▸ WORK INSTRUCTIONS: Scan the data beneath this task and copy each line that includes "index".

▸ INFORMATION SHOWN:
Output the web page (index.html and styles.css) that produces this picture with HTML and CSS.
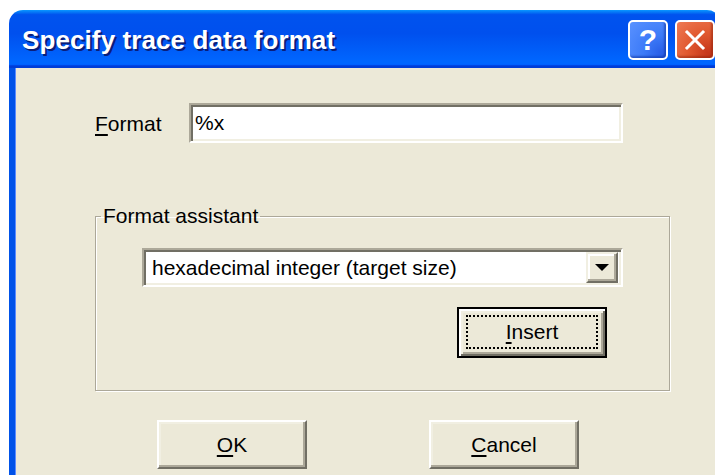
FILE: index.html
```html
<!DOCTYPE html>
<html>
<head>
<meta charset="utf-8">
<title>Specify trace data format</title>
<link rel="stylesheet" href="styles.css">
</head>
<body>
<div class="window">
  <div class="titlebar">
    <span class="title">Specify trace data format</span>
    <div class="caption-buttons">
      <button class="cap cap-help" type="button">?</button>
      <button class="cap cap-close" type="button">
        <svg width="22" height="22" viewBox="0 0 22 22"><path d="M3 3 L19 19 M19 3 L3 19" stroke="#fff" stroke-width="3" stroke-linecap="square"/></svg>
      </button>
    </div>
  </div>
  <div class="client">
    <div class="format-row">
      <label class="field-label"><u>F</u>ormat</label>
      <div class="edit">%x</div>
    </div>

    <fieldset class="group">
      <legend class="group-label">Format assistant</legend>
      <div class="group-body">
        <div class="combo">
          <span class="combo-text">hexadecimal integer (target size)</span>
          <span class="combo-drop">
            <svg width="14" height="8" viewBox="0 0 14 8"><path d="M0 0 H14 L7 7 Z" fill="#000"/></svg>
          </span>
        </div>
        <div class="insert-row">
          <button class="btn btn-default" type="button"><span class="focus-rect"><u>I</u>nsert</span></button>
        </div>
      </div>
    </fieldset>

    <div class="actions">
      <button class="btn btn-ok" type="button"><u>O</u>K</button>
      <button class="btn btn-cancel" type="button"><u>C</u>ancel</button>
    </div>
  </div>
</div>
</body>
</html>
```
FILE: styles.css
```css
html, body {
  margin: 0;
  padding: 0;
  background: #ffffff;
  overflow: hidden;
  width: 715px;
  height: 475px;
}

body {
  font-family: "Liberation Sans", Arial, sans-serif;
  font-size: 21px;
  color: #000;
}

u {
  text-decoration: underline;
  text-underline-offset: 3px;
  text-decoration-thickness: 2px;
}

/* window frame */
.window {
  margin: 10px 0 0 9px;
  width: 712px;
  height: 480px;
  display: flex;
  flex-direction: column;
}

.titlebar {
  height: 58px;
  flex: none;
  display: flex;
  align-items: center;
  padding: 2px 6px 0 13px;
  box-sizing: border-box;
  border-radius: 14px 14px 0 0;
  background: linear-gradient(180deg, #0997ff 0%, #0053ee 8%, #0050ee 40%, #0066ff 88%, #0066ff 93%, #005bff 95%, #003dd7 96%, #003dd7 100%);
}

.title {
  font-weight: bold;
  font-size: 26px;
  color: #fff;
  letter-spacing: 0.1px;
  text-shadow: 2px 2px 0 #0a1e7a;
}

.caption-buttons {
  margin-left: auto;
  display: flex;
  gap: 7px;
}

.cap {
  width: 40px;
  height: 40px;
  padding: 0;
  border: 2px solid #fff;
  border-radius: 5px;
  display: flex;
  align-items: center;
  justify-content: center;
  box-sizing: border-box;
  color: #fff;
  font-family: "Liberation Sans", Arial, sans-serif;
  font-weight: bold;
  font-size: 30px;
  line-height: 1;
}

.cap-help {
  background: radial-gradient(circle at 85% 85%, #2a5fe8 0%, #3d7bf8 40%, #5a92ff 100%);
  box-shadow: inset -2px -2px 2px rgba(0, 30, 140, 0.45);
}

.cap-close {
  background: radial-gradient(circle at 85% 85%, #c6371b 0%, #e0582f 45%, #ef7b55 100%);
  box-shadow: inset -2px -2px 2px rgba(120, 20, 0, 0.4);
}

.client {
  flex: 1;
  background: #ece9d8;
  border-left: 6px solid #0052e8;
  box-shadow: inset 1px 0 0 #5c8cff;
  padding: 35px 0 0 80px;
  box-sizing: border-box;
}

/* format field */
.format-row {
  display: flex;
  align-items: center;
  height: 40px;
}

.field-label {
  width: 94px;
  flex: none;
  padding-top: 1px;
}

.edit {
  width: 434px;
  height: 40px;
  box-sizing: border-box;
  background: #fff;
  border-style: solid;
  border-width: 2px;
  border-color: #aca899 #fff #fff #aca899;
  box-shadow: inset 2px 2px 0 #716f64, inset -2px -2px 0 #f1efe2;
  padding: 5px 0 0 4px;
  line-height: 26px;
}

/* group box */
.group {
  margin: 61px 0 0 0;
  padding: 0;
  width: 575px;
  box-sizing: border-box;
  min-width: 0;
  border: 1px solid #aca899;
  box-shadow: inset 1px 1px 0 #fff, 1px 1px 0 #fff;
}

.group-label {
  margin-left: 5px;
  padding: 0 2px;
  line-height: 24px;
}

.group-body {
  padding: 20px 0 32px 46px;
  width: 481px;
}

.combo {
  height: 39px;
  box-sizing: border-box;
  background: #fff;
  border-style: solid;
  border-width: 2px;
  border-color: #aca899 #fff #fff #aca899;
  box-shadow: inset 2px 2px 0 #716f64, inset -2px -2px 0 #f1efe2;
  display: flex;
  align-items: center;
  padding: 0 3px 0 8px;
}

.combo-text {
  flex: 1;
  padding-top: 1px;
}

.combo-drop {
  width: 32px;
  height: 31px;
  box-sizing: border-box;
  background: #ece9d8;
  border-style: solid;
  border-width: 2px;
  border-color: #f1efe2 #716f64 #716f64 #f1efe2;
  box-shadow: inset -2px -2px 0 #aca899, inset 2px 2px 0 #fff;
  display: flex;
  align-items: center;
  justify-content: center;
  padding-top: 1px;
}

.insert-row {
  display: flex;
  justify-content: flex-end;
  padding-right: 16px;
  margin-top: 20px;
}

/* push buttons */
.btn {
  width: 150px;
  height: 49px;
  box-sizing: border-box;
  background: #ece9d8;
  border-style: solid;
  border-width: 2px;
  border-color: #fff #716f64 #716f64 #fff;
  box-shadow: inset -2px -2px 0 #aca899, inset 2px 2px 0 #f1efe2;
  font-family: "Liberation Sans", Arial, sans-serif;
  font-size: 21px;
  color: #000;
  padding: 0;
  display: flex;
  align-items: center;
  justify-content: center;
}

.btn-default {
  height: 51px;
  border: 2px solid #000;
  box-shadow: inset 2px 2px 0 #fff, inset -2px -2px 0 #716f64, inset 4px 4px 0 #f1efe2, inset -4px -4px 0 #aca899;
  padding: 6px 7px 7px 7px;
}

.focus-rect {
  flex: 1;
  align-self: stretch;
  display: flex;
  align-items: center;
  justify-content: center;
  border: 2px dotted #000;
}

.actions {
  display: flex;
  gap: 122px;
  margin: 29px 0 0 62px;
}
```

▸ REPLY TO THE TASK:
Output the web page (index.html and styles.css) that produces this picture with HTML and CSS.
FILE: index.html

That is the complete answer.